Plot of the Gilbert-Varshamov (dotted), Elias (red), Plotkin (dashed), Singleton (dash-dotted), Hamming (green), and MRRW (stepped) curves using SAGE:

asymptotic coding theory bounds
Not a single value of \alpha_q(x) is known for 0<x<{\frac{q-1}{q}}!

Goppa’s conjecture: \alpha_q(x) = 1-H_2(\delta). (In other words, the Gilbert-Varshamov lower bound is actually attained in the case q=2.)

Though my guess is that Goppa’s conjecture is true, it is known (thanks to work of Zink, Vladut and Varshamov) that the q-ary analog of Goppa’s conjecture is false for q>49. On the other hand, we have the following theorem [J].

Theorem: If B(1.77,p) is true for infinitely many primes p with p\equiv 1\pmod 4 then Goppa’s conjecture is false.

The rest of this post will be devoted to explaining the notation in this Theorem. The notation B(c,p) means: “For all subsets S\subset GF(p), |X_S(GF(p))| \leq  c\cdot p holds.” The notation X_S means: For each non-empty subset S\subset GF(p), define the hyperelliptic curve X_S by y^2=f_S(x), where f_S(x) = \prod_{a\in S}(x-a).

It may seem strange that a statement about the asymptotic bounds of error-correcting curves is related to the number of points on hyperelliptic curves, but for details see [J]. Unfortunately, it appears much more needs to be known about hyperelliptic curves over finite fields if one is to try to use this connection to prove or disprove Goppa’s conjecture.

[J] D. Joyner, On quadratic residue codes and hyperelliptic curves. Discrete Mathematics & Theoretical Computer Science, Vol 10, No 1 (2008).
[SS] S. Shokranian and M.A. Shokrollahi, Coding theory and bilinear complexity, Scientific Series of the International Bureau, KFA Julich Vol. 21, 1994.

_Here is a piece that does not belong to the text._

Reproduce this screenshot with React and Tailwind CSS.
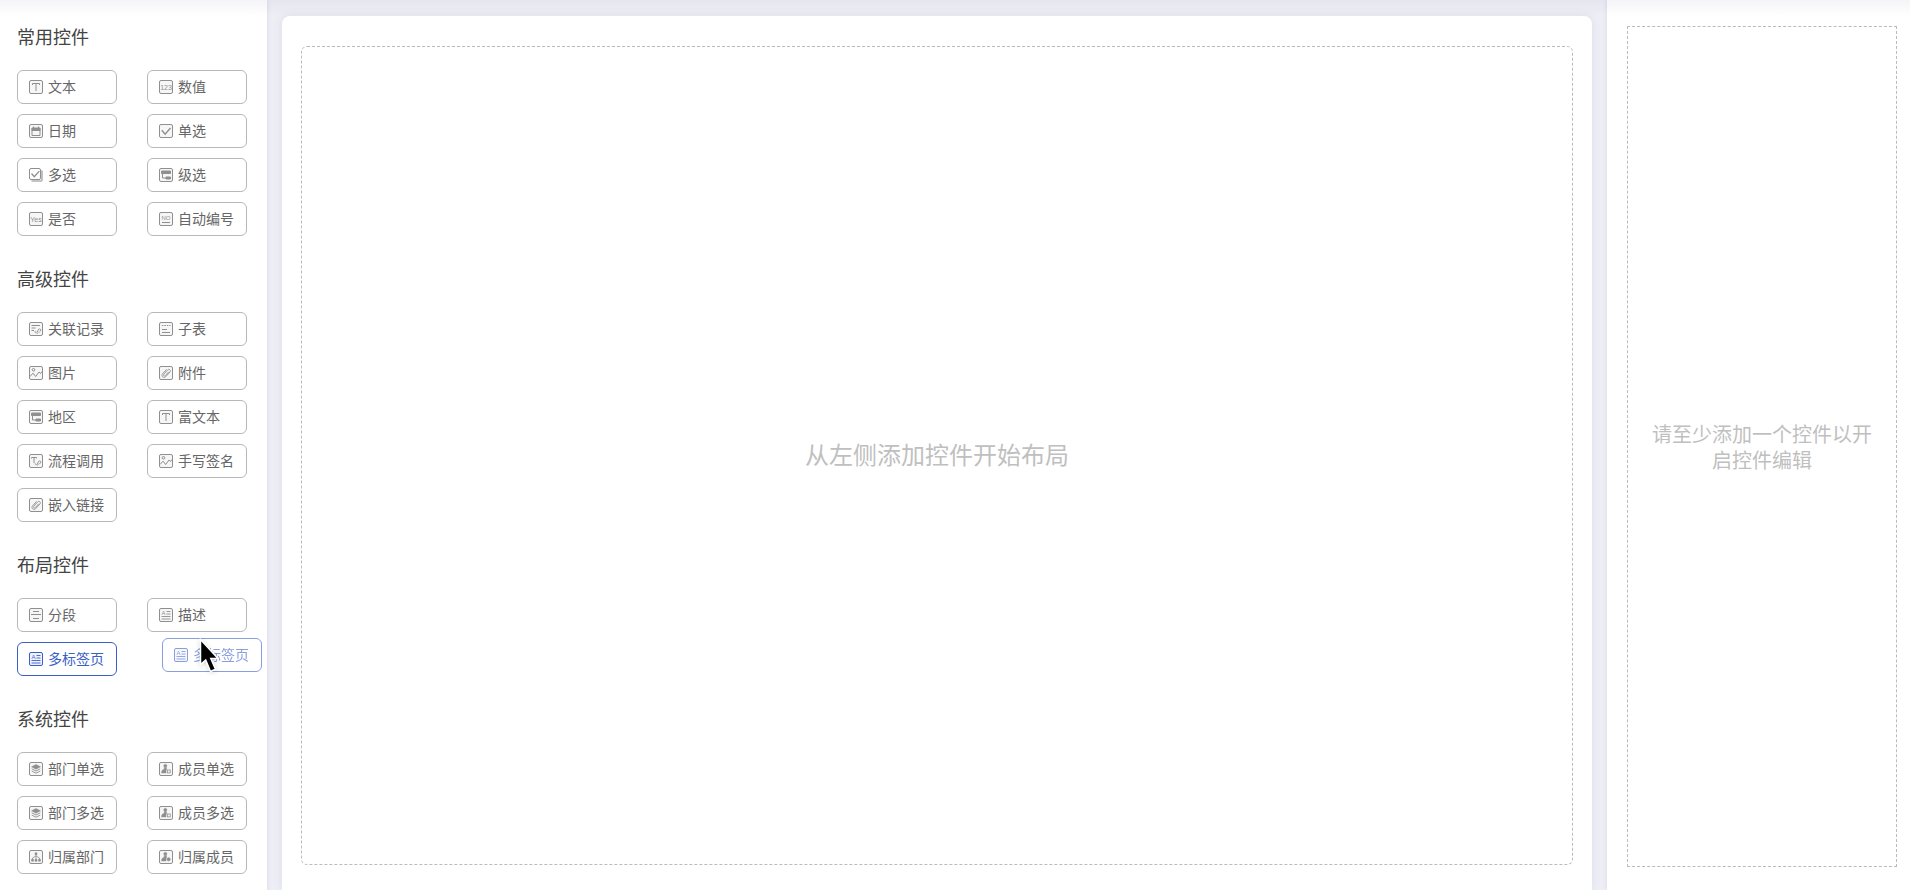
const Frame = () => (
  <rect x="0.5" y="0.5" width="13" height="13" rx="1.5" fill="currentColor" fillOpacity="0.08" />
);

const Glyph = ({ x = 7, y, size, children }) => (
  <text
    x={x}
    y={y}
    fontSize={size}
    textAnchor="middle"
    fill="currentColor"
    stroke="none"
    className="font-['Liberation_Sans_Narrow','Liberation_Sans',sans-serif]"
  >
    {children}
  </text>
);

const icons = {
  text: (
    <>
      <Frame />
      <path d="M3.5 5V3.5h7V5M7 3.5V11" />
    </>
  ),
  number: (
    <>
      <Frame />
      <Glyph y={9.5} size={7}>123</Glyph>
    </>
  ),
  date: (
    <>
      <Frame />
      <path d="M3 4.5h8v7H3z" />
      <path d="M3 4h8v2.5H3zM4.5 2.5V4M9.5 2.5V4" fill="currentColor" />
    </>
  ),
  check: (
    <>
      <Frame />
      <path strokeWidth="1.4" d="M2.8 6.2l3.3 4 5.4-6.2" />
    </>
  ),
  multi: (
    <>
      <path d="M13 2.5V12a1 1 0 0 1-1 1H2.5" strokeWidth="1.6" strokeOpacity="0.7" />
      <rect x="0.5" y="0.5" width="11" height="11" rx="1.5" />
      <path strokeWidth="1.3" d="M2.5 5.5l2.8 3.2 5-5.6" />
    </>
  ),
  cascade: (
    <>
      <Frame />
      <path fill="currentColor" d="M2.5 3h9v2.5h-9zM7 9h4.500v2H7z" />
      <path d="M3.500 6v4H7" />
    </>
  ),
  yes: (
    <>
      <Frame />
      <Glyph y={9.5} size={7}>Yes</Glyph>
    </>
  ),
  serial: (
    <>
      <Frame />
      <Glyph y={7.5} size={6}>NO</Glyph>
      <path d="M3 10.5h8" />
    </>
  ),
  relation: (
    <>
      <Frame />
      <path d="M2.5 3.5H11M2.5 6h4M2.5 8.5H5" />
      <path
        strokeWidth="0.9"
        d="M8.5 8.500l1.200-1.300c1.300-1 2.800.5 1.800 1.800l-1.200 1.200M9.600 8.300l-1.900 1.900c-1 1.300-2.300-.1-1.300-1.300M7.800 11.700l1.800-1.500"
      />
    </>
  ),
  subtable: (
    <>
      <Frame />
      <path strokeDasharray="1.5 1" d="M2.8 3.5h8.700" />
      <path d="M3 7.5h5M3 10.5h8" />
    </>
  ),
  image: (
    <>
      <Frame />
      <circle cx="4.5" cy="3.8" r="1.3" />
      <path d="M1 10.5l3-3.300 2.700 3.300L10 6l1.600 1.500 1.400-2" />
    </>
  ),
  clip: (
    <>
      <Frame />
      <path
        strokeWidth="0.9"
        d="M9.800 5.700l-3.600 4c-.9 1-2.400-.3-1.500-1.400l4-4.400c1.400-1.500 3.600.4 2.300 2l-4.300 4.800c-2 2-5-.5-3.200-2.800l4-4.500"
      />
    </>
  ),
  flow: (
    <>
      <Frame />
      <path d="M2.500 4.500v-1h5v1M5 3.500V9" />
      <path
        strokeWidth="0.9"
        d="M8.600 8.500l1.200-1.300c1.300-1 2.700.4 1.700 1.700l-1.200 1.200M9.700 8.500l-1.900 1.800c-1 1.200-2.200-.1-1.300-1.200M8 11.500l1.700-1.400"
      />
    </>
  ),
  section: (
    <>
      <Frame />
      <path d="M4 3.500h6M2 6.500h10M4 10.500h6" />
    </>
  ),
  article: (
    <>
      <Frame />
      <Glyph x={4.5} y={7} size={6}>A</Glyph>
      <path d="M7.500 3.500h4M7.500 6h4M2.500 8.500h9M2.500 11h9" strokeWidth="0.9" />
    </>
  ),
  layers: (
    <>
      <Frame />
      <path fill="currentColor" strokeWidth="0.5" d="M7 2.500l4.500 2.300L7 7.200 2.500 4.800z" />
      <path strokeWidth="0.9" d="M2.700 6.800L7 9l4.300-2.200M2.700 9L7 11.200 11.300 9" />
    </>
  ),
  member: (
    <>
      <Frame />
      <circle cx="6.300" cy="3.800" r="1.600" fill="currentColor" strokeWidth="0.4" />
      <path fill="currentColor" strokeWidth="0.4" d="M5.200 5.500h2.300v2.500H7v3H2.500c0-2.300.8-3.300 2.700-3.800z" />
      <rect x="8.300" y="8" width="2.900" height="2.900" strokeWidth="0.8" />
    </>
  ),
  tree: (
    <>
      <Frame />
      <path strokeWidth="0.8" d="M7 4v6M3.500 10V8L7 6l3.500 2v2" />
      <path fill="currentColor" strokeWidth="0.5" d="M6 2.800h2v2H6zM2.500 9.300h2v2h-2zM6 9.300h2v2H6zM9.500 9.300h2v2h-2z" />
    </>
  ),
  owner: (
    <>
      <Frame />
      <circle cx="6.300" cy="3.800" r="1.600" fill="currentColor" strokeWidth="0.4" />
      <path fill="currentColor" strokeWidth="0.4" d="M5.200 5.500h2.300v2.500H7v3H2.500c0-2.300.8-3.300 2.700-3.800z" />
      <circle cx="9.600" cy="9.300" r="1.700" fill="currentColor" strokeWidth="0.4" />
    </>
  ),
};

const groups = [
  {
    title: "常用控件",
    items: [
      ["text", "文本"],
      ["number", "数值"],
      ["date", "日期"],
      ["check", "单选"],
      ["multi", "多选"],
      ["cascade", "级选"],
      ["yes", "是否"],
      ["serial", "自动编号"],
    ],
  },
  {
    title: "高级控件",
    items: [
      ["relation", "关联记录"],
      ["subtable", "子表"],
      ["image", "图片"],
      ["clip", "附件"],
      ["cascade", "地区"],
      ["text", "富文本"],
      ["flow", "流程调用"],
      ["image", "手写签名"],
      ["clip", "嵌入链接"],
    ],
  },
  {
    title: "布局控件",
    items: [
      ["section", "分段"],
      ["article", "描述"],
      ["article", "多标签页"],
    ],
  },
  {
    title: "系统控件",
    items: [
      ["layers", "部门单选"],
      ["member", "成员单选"],
      ["layers", "部门多选"],
      ["member", "成员多选"],
      ["tree", "归属部门"],
      ["owner", "归属成员"],
    ],
  },
];

const dragging = "多标签页";

function ControlIcon({ name, active }) {
  return (
    <svg
      viewBox="0 0 14 14"
      fill="none"
      stroke="currentColor"
      strokeWidth="1"
      aria-hidden="true"
      className={`size-3.5 shrink-0 ${active ? "text-[#3b5fc8]" : "text-[#8f8f8f]"}`}
    >
      {icons[name]}
    </svg>
  );
}

function ControlButton({ icon, label, active }) {
  return (
    <button
      type="button"
      className={`flex h-[34px] w-[100px] items-center gap-[5px] rounded-md border bg-white pl-[11px] text-sm whitespace-nowrap ${
        active ? "border-[#3b5fc8] text-[#3b5fc8]" : "border-[#b8b8b8] text-[#666666]"
      }`}
    >
      <ControlIcon name={icon} active={active} />
      <span className="pb-0.5">{label}</span>
    </button>
  );
}

function Pointer() {
  return (
    <svg
      viewBox="0 0 20 36"
      className="absolute top-0 left-[37px] h-9 w-5 drop-shadow-sm"
      aria-hidden="true"
    >
      <path
        d="M1.500 1.500v25l5.200-4.500 4.800 11.500 5-2.200-4.700-10.800h7.200z"
        fill="#000000"
        stroke="#ffffff"
        strokeWidth="1.500"
      />
    </svg>
  );
}

function ControlGroup({ title, items }) {
  return (
    <section>
      <h2 className="mb-[22px] text-lg leading-6 text-[#444444]">{title}</h2>
      <div className="grid grid-cols-[100px_100px] gap-x-[30px] gap-y-2.5">
        {items.map(([icon, label]) =>
          label === dragging ? (
            <div key={label} className="relative">
              <ControlButton icon={icon} label={label} active />
              {/* drag preview */}
              <div className="absolute -top-1 left-[145px]">
                <div className="opacity-60">
                  <ControlButton icon={icon} label={label} active />
                </div>
                <Pointer />
              </div>
            </div>
          ) : (
            <ControlButton key={label} icon={icon} label={label} />
          )
        )}
      </div>
    </section>
  );
}

export default function App() {
  return (
    <div className="relative flex min-h-screen bg-[#eeeff5] font-['Noto_Sans_CJK_SC',sans-serif]">
      {/* CONTROLS */}
      <aside className="z-10 flex w-[267px] shrink-0 flex-col gap-[30px] bg-white px-[17px] pt-6 pb-4 shadow-[0_0_5px_rgba(120,120,170,0.2)]">
        {groups.map((group) => (
          <ControlGroup key={group.title} {...group} />
        ))}
      </aside>

      {/* CANVAS */}
      <main className="flex min-w-0 flex-1 px-[15px] pt-4">
        <div className="flex flex-1 rounded-t-lg bg-white px-[19px] pt-[30px] pb-[25px] shadow-[0_0_10px_rgba(120,120,190,0.16)]">
          <div className="flex flex-1 items-center justify-center rounded-md border border-dashed border-[#bbbbbb] pb-1">
            <p className="text-2xl text-[#bfbfbf]">从左侧添加控件开始布局</p>
          </div>
        </div>
      </main>

      {/* PROPERTIES */}
      <aside className="z-10 flex w-[303px] shrink-0 bg-white pt-[26px] pr-[13px] pb-[23px] pl-5 shadow-[0_0_5px_rgba(120,120,170,0.2)]">
        <div className="flex flex-1 items-center justify-center border border-dashed border-[#bbbbbb] px-5">
          <p className="text-center text-xl leading-[26px] text-[#bfbfbf]">
            请至少添加一个控件以开启控件编辑
          </p>
        </div>
      </aside>

      {/* shade cast by the top bar */}
      <div className="pointer-events-none absolute inset-x-0 top-0 z-20 h-4 bg-linear-to-b from-[#50508c]/6 to-transparent" />
    </div>
  );
}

Here’s how the above plot is constructed using SAGE:

sage: f1 = lambda x: gv_bound_asymp(x,2)
sage: P1 = plot(f1,0,1/2,linestyle=":")
sage: f2 = lambda x: plotkin_bound_asymp(x,2)
sage: P2 = plot(f2,0,1/2,linestyle="--")
sage: f3 = lambda x: elias_bound_asymp(x,2)
sage: P3 = plot(f3,0,1/2,rgbcolor=(1,0,0))
sage: f4 = lambda x: singleton_bound_asymp(x,2)
sage: P4 = plot(f4,0,1/2,linestyle="-.")
sage: f5 = lambda x: mrrw1_bound_asymp(x,2)
sage: P5 = plot(f5,0,1/2,linestyle="steps")
sage: f6 = lambda x: hamming_bound_asymp(x,2)
sage: P6 = plot(f6,0,1/2,rgbcolor=(0,1,0))
sage: show(P1+P2+P3+P4+P5+P6)

If you are interested in computing what c might be in the above statement B(c,p), the following SAGE code may help.
First, the Python function below will return a random list of elements without repetition, if desired) from an object.

def random_elements(F,n,allow_repetition=True):
    F is a SAGE object for which random_element is a method 
    and having >n elements. For example, a finite field. Here 
    n>1 is an integer. The output is to have no repetitions 
    if allow_repetion=False.
        sage: p = nth_prime(100)
        sage: K = GF(p)
        sage: random_elements(K,2,allow_repetition=False)
        [336, 186]
    The command random_elements(K,p+1,allow_repetition=False)
    triggers a ValueError.
    if (n>F.order()-2 and allow_repetition==False):
        raise ValueError("Parameters are not well-choosen.")
    L = []
    while len(L)<n:
        c = F.random_element()
        if allow_repetition==False:
            if not(c in L):
                L = L+[c]
            L = L+[c]
    return L

Next, the SAGE code computes |X_S(GF(p))|/p for a particular choice of the parameters. This gives a lower bound for c.

sage: p = nth_prime(100)
sage: K = GF(p)
sage: R. = PolynomialRing(K, "x")
sage: S = random_elements(K,ZZ((p+1)/2),allow_repetition=False)
sage: fS = prod([x - a for a in S])
sage: XS = HyperellipticCurve(fS)
sage: RR(len(XS.points())/p)

Based on experiments with this code, it appears that for “random” chices of S, and p “large”, the quotient |X_S(GF(p))|/p is very close to 1.